━━━ Dataset section ━━━

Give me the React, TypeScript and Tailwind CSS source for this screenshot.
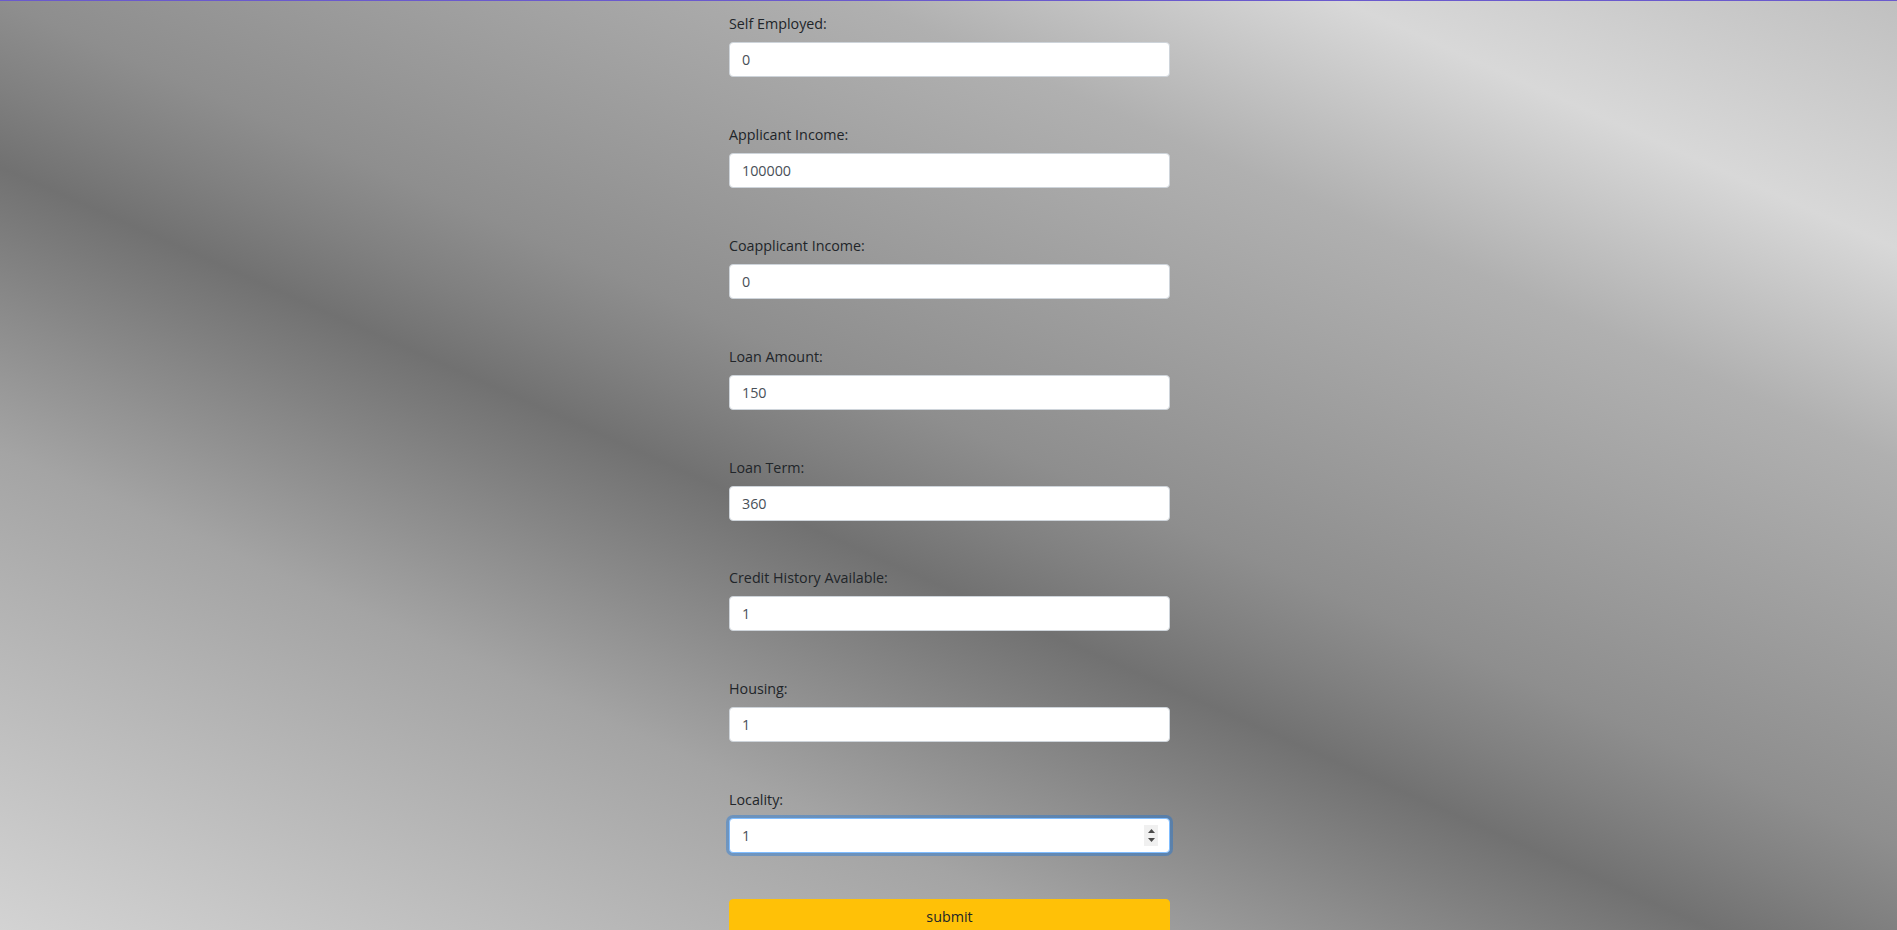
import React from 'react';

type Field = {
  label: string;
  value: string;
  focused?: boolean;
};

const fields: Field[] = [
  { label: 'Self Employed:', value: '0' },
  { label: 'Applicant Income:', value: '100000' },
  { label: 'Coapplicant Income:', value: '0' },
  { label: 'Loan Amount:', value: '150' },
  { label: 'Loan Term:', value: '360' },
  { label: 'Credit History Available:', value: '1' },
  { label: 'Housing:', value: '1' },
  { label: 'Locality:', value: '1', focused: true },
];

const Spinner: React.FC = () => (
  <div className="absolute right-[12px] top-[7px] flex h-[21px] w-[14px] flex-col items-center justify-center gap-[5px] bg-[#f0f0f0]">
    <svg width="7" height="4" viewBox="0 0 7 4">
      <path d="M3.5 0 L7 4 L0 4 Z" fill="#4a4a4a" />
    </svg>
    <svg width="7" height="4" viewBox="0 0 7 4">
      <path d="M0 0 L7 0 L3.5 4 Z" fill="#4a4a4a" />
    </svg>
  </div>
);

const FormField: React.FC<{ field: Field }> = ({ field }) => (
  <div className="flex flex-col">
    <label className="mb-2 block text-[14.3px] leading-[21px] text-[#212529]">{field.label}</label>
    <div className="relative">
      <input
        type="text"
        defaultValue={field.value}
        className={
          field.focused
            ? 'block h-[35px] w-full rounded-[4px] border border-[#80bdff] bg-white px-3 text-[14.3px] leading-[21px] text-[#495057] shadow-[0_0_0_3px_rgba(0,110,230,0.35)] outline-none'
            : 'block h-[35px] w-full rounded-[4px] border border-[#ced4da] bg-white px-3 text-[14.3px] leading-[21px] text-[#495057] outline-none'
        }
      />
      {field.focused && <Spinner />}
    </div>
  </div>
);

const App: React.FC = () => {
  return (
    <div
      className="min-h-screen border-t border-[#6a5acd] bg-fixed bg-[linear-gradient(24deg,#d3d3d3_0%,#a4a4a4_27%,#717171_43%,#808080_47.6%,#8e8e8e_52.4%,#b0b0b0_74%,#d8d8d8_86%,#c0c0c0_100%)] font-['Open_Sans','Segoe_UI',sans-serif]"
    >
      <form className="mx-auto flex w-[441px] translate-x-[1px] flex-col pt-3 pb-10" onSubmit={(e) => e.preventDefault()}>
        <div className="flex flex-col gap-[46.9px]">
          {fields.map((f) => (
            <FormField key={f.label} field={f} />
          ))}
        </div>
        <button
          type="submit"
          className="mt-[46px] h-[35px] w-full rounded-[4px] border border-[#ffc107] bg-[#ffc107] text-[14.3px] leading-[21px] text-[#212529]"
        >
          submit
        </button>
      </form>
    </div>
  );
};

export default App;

━━━

> **Stated task**:
Transcribe the full listing above exactly as it stands, minus the pictures.

> **Solution for this exercise**:
Give me the React, TypeScript and Tailwind CSS source for this screenshot.
import React from 'react';

type Field = {
  label: string;
  value: string;
  focused?: boolean;
};

const fields: Field[] = [
  { label: 'Self Employed:', value: '0' },
  { label: 'Applicant Income:', value: '100000' },
  { label: 'Coapplicant Income:', value: '0' },
  { label: 'Loan Amount:', value: '150' },
  { label: 'Loan Term:', value: '360' },
  { label: 'Credit History Available:', value: '1' },
  { label: 'Housing:', value: '1' },
  { label: 'Locality:', value: '1', focused: true },
];

const Spinner: React.FC = () => (
  <div className="absolute right-[12px] top-[7px] flex h-[21px] w-[14px] flex-col items-center justify-center gap-[5px] bg-[#f0f0f0]">
    <svg width="7" height="4" viewBox="0 0 7 4">
      <path d="M3.5 0 L7 4 L0 4 Z" fill="#4a4a4a" />
    </svg>
    <svg width="7" height="4" viewBox="0 0 7 4">
      <path d="M0 0 L7 0 L3.5 4 Z" fill="#4a4a4a" />
    </svg>
  </div>
);

const FormField: React.FC<{ field: Field }> = ({ field }) => (
  <div className="flex flex-col">
    <label className="mb-2 block text-[14.3px] leading-[21px] text-[#212529]">{field.label}</label>
    <div className="relative">
      <input
        type="text"
        defaultValue={field.value}
        className={
          field.focused
            ? 'block h-[35px] w-full rounded-[4px] border border-[#80bdff] bg-white px-3 text-[14.3px] leading-[21px] text-[#495057] shadow-[0_0_0_3px_rgba(0,110,230,0.35)] outline-none'
            : 'block h-[35px] w-full rounded-[4px] border border-[#ced4da] bg-white px-3 text-[14.3px] leading-[21px] text-[#495057] outline-none'
        }
      />
      {field.focused && <Spinner />}
    </div>
  </div>
);

const App: React.FC = () => {
  return (
    <div
      className="min-h-screen border-t border-[#6a5acd] bg-fixed bg-[linear-gradient(24deg,#d3d3d3_0%,#a4a4a4_27%,#717171_43%,#808080_47.6%,#8e8e8e_52.4%,#b0b0b0_74%,#d8d8d8_86%,#c0c0c0_100%)] font-['Open_Sans','Segoe_UI',sans-serif]"
    >
      <form className="mx-auto flex w-[441px] translate-x-[1px] flex-col pt-3 pb-10" onSubmit={(e) => e.preventDefault()}>
        <div className="flex flex-col gap-[46.9px]">
          {fields.map((f) => (
            <FormField key={f.label} field={f} />
          ))}
        </div>
        <button
          type="submit"
          className="mt-[46px] h-[35px] w-full rounded-[4px] border border-[#ffc107] bg-[#ffc107] text-[14.3px] leading-[21px] text-[#212529]"
        >
          submit
        </button>
      </form>
    </div>
  );
};

export default App;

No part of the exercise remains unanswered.